Ten million people in Niger face food insecurity right now. It’s a complicated situation. There is no one defined cause for the food insecurity, just a range of destructive factors that are adding up into something ugly. It’s being defined as a chronic food crisis at this point, and no one has a clear sense of how to resolve it.
The World Food Programme has stepped up emergency food aid to Niger. WFP is targeting small children, pregnant women, and nursing mothers for food distribution. They’re asking for $182 million to support the operation, which will stave off the worst impact of hunger in the short term. Food aid, however, can’t resolve long-term chronic insecurity. The Wanderlust blog has an excellent introductory post on the situation in Niger, outlining the causes of that insecurity. It covers the whole range of basics, from what to call the people of Niger – Nigeriens – to defining the difference between famine and chronic food insecurity. One especially shocking data point:
“nearly 170 out of every 1,000 children born in Niger die before they reach the age of five. That’s almost 17%, or more than 1 in 6. Given that the average woman gives birth to 7 children, that means that on average, every woman in Niger will lose at least one child.”

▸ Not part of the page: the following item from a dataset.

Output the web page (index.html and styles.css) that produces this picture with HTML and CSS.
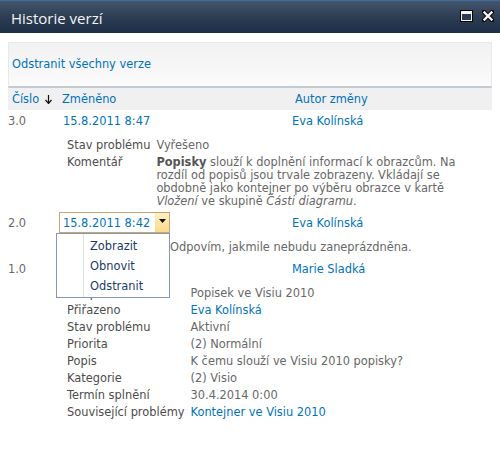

Reuters has a piece up that focuses on expert recommendations on how to improve food security in Niger for the future. According to Boureima Alpha Gado, an expert in droughts and food shortages in the Sahel at Niamey’s Abdou Moumouni University,
“poverty among people whose incomes don’t permit them to afford their food needs in the case of sudden shocks – including droughts, locust attacks, floods – is the other most important cause of the food crises in the country.”
He recommends better agricultural policy, to increase farmers’ output as a solution to the hunger problem. Other experts call for promotion of family planning, better irrigation, and a campaign against polygamy. One thing is for sure – children are dying while the world tries to figure out the solution.